Despite the People's Party being in the ruling coalition with president Alan Gagloev's party, Nykhaz, Dyakonov has been a vocal critic of Gagloev, accusing the president of merging the powers and responsibilities of the three branches of government to rule without checks and balances. He has also stated that all the systemic problems that existed before the 2022 election remain, and that "We must make up our minds: either we are building a state, or we are part of Russia. And if we are building a democratic state based on the rule of law, the system of checks and balances between the branches of government must work." Dyakonov also expressed dissatisfaction with transitioning from coal to gas power plants, the crisis in the health care system and the "artificial" fragmentation of the political field.

In 2022 Dyakonov, alongside Alan Gagloev and one of his staffers, Anna Kumaritova, as well as two other members of parliament Zaza Driaev and Vitaly Ikaev, nominated Konstantin Dzhussoev as prime minister, and supported the removal of Timur Kokoity from the Central Election Commission, and the replacement of Magomed Bagaev as Prosecutor General of South Ossetia.
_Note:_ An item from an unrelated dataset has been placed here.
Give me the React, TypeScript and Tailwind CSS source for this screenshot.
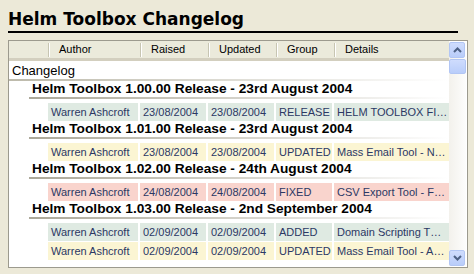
import React from 'react';

type Row = { author: string; raised: string; updated: string; group: string; details: string };
type Release = { title: string; rows: Row[] };

const releases: Release[] = [
  {
    title: 'Helm Toolbox 1.00.00 Release - 23rd August 2004',
    rows: [{ author: 'Warren Ashcroft', raised: '23/08/2004', updated: '23/08/2004', group: 'RELEASE', details: 'HELM TOOLBOX FI…' }],
  },
  {
    title: 'Helm Toolbox 1.01.00 Release - 23rd August 2004',
    rows: [{ author: 'Warren Ashcroft', raised: '23/08/2004', updated: '23/08/2004', group: 'UPDATED', details: 'Mass Email Tool - N…' }],
  },
  {
    title: 'Helm Toolbox 1.02.00 Release - 24th August 2004',
    rows: [{ author: 'Warren Ashcroft', raised: '24/08/2004', updated: '24/08/2004', group: 'FIXED', details: 'CSV Export Tool - F…' }],
  },
  {
    title: 'Helm Toolbox 1.03.00 Release - 2nd September 2004',
    rows: [
      { author: 'Warren Ashcroft', raised: '02/09/2004', updated: '02/09/2004', group: 'ADDED', details: 'Domain Scripting T…' },
      { author: 'Warren Ashcroft', raised: '02/09/2004', updated: '02/09/2004', group: 'UPDATED', details: 'Mass Email Tool - A…' },
    ],
  },
];

const rowBg: Record<string, string> = {
  RELEASE: 'bg-[#dfeae2]',
  ADDED: 'bg-[#dfeae2]',
  UPDATED: 'bg-[#fbf5d3]',
  FIXED: 'bg-[#f9d4cd]',
};

function Arrow({ up }: { up?: boolean }) {
  return (
    <svg width="9" height="6" viewBox="0 0 9 6">
      <path
        d={up ? 'M1 5 L4.5 1.5 L8 5' : 'M1 1 L4.5 4.5 L8 1'}
        fill="none"
        stroke="#4d6185"
        strokeWidth="2"
      />
    </svg>
  );
}

function ScrollBtn({ up }: { up?: boolean }) {
  return (
    <div className="w-[16px] h-[16px] rounded-[2px] border border-[#b2c6f4] bg-gradient-to-b from-[#cfdcfd] to-[#b9cdfa] flex items-center justify-center">
      <Arrow up={up} />
    </div>
  );
}

export default function App() {
  const cols = [
    { label: '', w: 'w-[39px]' },
    { label: 'Author', w: 'w-[92px]' },
    { label: 'Raised', w: 'w-[68px]' },
    { label: 'Updated', w: 'w-[68px]' },
    { label: 'Group', w: 'w-[58px]' },
    { label: 'Details', w: 'flex-1' },
  ];
  return (
    <div className="w-[474px] h-[274px] bg-[#ece9d8] overflow-hidden font-['Liberation_Sans',Arial,sans-serif] text-[11px]">
      <div className="pl-2 pt-[8px]">
        <div className="w-[450px] border-b-2 border-black h-[25px] font-['DejaVu_Sans',sans-serif] font-bold text-[17px] leading-[22px] text-black">
          Helm Toolbox Changelog
        </div>
      </div>
      <div className="ml-2 mt-[7px] w-[460px] h-[228px] border border-[#9c9a8e] bg-white flex">
        <div className="flex-1 flex flex-col">
          <div className="h-[20px] flex bg-[#ebeadb] border-b-[3px] border-[#d3cfbf]">
            {cols.map((c, i) => (
              <div key={i} className={`${c.w} flex items-center`}>
                {i > 0 && <div className="w-[1px] h-[14px] bg-[#c7c5b2] border-r border-white mr-[9px] box-content" />}
                <span className="text-black">{c.label}</span>
              </div>
            ))}
          </div>
          <div className="h-[18px] pl-[3px] flex items-end text-[13px] leading-[16px] text-black">Changelog</div>
          <div className="h-[2px] bg-gradient-to-r from-[#bdbaab] to-white" />
          {releases.map((r) => (
            <div key={r.title} className="flex flex-col">
              <div className="h-[16px] pl-[23px] flex items-end font-bold text-[13.7px] leading-[16px] text-black whitespace-nowrap">
                {r.title}
              </div>
              <div className="ml-[20px] h-[2px] bg-gradient-to-r from-[#aca899] to-white" />
              <div className="h-[4px]" />
              <div className="flex flex-col gap-[1px]">
                {r.rows.map((row, i) => (
                  <div key={i} className={`ml-[39px] h-[18px] flex text-[#2b3864] ${rowBg[row.group]}`}>
                    <div className="w-[92px] pl-[3px] border-r-2 border-white leading-[18px] whitespace-nowrap">{row.author}</div>
                    <div className="w-[68px] pl-[3px] border-r-2 border-white leading-[18px]">{row.raised}</div>
                    <div className="w-[68px] pl-[3px] border-r-2 border-white leading-[18px]">{row.updated}</div>
                    <div className="w-[58px] pl-[3px] border-r-2 border-white leading-[18px]">{row.group}</div>
                    <div className="flex-1 pl-[3px] leading-[18px] whitespace-nowrap overflow-hidden">{row.details}</div>
                  </div>
                ))}
              </div>
            </div>
          ))}
        </div>
        <div className="w-[17px] my-[1px] mr-[1px] bg-gradient-to-r from-[#f3f1ec] to-[#fdfdfc] flex flex-col">
          <ScrollBtn up />
          <div className="h-[15px] mt-[1px] rounded-[2px] border border-[#b2c6f4] bg-gradient-to-b from-[#cfdcfd] to-[#b9cdfa]" />
          <div className="flex-1" />
          <ScrollBtn />
        </div>
      </div>
    </div>
  );
}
In 2024 Dyakonov supported the 22 year in absentia prison sentences to three former South Ossetian politicians who are fugitives in Russia. The trio consisted of; Yan Karkusov, an advisor to Dmitry Sanakoyev, Yan's brother, Jemal Karkusov, member of parliament, shadow minister of internal affairs, and former head of the South Ossetian security council, and their accomplice, Georgy Gogichaev. The Supreme Court of South Ossetia found the trio guilty of “preparing terrorist acts in South Ossetia at the behest of Georgian intelligence services” in 2005, when they defected to Georgia and organized a "rival government" to South Ossetia and where joined by their third brother, Uruzmag Karkusov. South Ossetia considered the rival government a "terrorist organization" and claimed that the Karkusov brothers where conspiring with Gogichaev, and a fourth brother, Alan Karkusov, who still resided in Tskhinvali, to stage a coup.

In 2024 Dyakonov joined the newly formed political party For Justice formed by David Sanakoev Harry Muldarov and Dzambolyt Medoev.